* GIVEN EXERCISE
Pull each line containing "React" out of the data and copy it.

* EXERCISE DATA
::::::::::
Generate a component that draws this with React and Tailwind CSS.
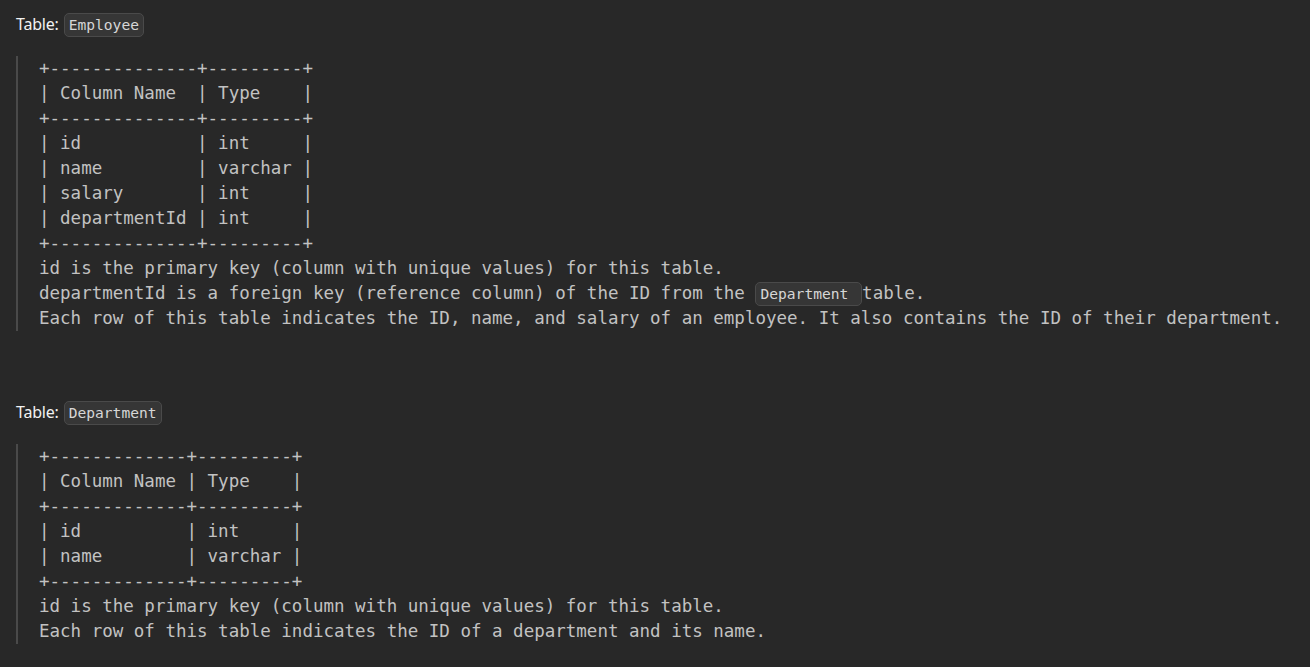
::::::::::
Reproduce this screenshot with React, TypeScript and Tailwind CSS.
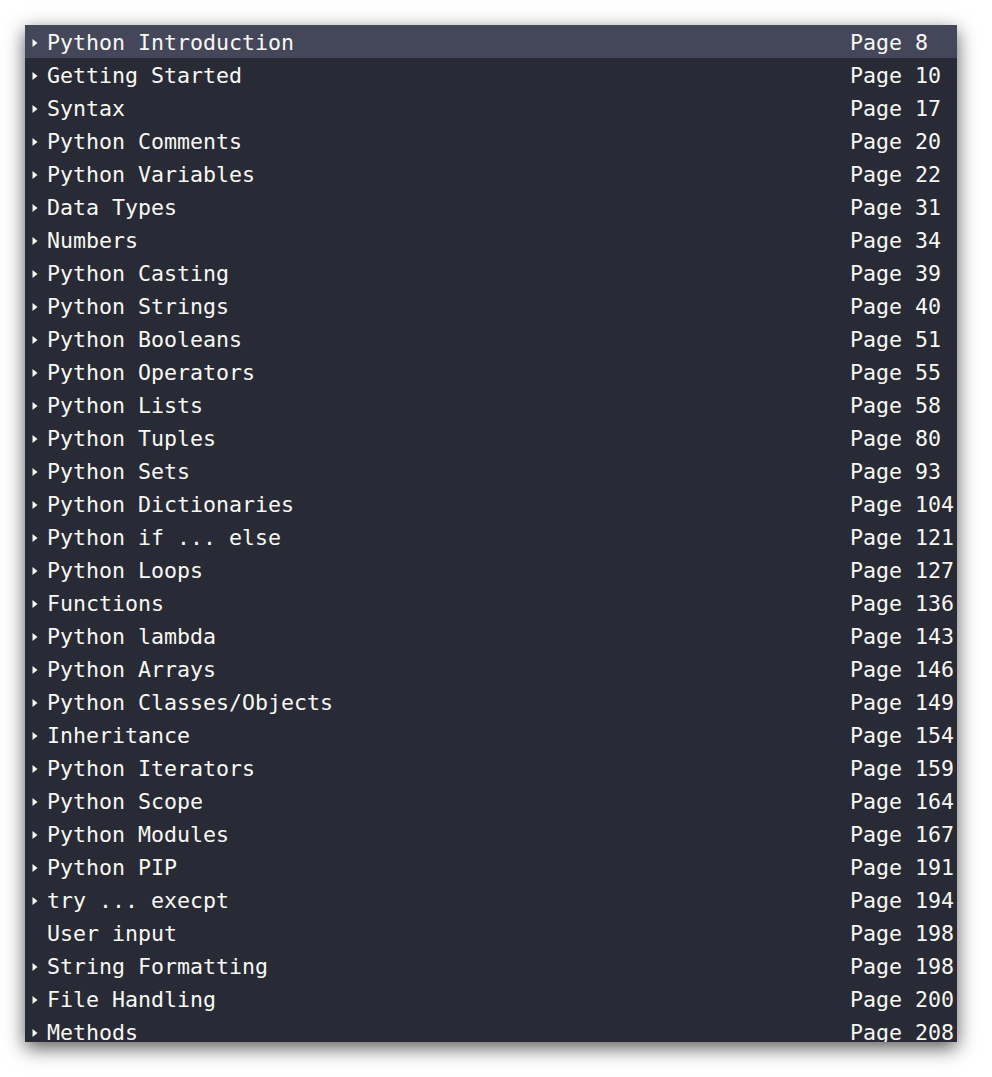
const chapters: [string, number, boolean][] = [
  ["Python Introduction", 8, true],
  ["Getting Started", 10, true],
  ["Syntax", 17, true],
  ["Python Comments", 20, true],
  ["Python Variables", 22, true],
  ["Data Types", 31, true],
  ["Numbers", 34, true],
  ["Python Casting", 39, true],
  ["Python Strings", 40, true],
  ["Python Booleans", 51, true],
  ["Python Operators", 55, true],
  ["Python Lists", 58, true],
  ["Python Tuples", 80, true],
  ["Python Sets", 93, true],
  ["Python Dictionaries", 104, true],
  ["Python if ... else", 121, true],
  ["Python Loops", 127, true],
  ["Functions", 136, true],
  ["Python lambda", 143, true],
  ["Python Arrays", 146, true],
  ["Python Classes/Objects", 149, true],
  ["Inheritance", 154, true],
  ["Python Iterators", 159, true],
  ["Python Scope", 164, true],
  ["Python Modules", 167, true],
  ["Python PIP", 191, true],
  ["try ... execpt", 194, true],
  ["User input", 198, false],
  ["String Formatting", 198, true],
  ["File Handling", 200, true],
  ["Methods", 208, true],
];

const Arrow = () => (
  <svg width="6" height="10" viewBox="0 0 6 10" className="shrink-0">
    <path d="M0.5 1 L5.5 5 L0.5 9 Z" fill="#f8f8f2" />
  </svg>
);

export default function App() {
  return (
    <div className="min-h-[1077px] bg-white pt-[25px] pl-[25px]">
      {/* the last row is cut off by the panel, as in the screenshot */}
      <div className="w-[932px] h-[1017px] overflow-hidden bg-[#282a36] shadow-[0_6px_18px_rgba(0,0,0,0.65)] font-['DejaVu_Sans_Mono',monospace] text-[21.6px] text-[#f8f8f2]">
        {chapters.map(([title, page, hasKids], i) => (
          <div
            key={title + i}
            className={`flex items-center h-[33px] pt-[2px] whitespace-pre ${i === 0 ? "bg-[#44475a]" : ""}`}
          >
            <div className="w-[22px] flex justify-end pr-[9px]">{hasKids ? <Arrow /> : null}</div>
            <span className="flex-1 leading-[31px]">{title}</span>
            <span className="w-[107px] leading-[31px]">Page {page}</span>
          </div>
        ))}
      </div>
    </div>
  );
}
::::::::::
* FULL RESPONSE
Generate a component that draws this with React and Tailwind CSS.
Reproduce this screenshot with React, TypeScript and Tailwind CSS.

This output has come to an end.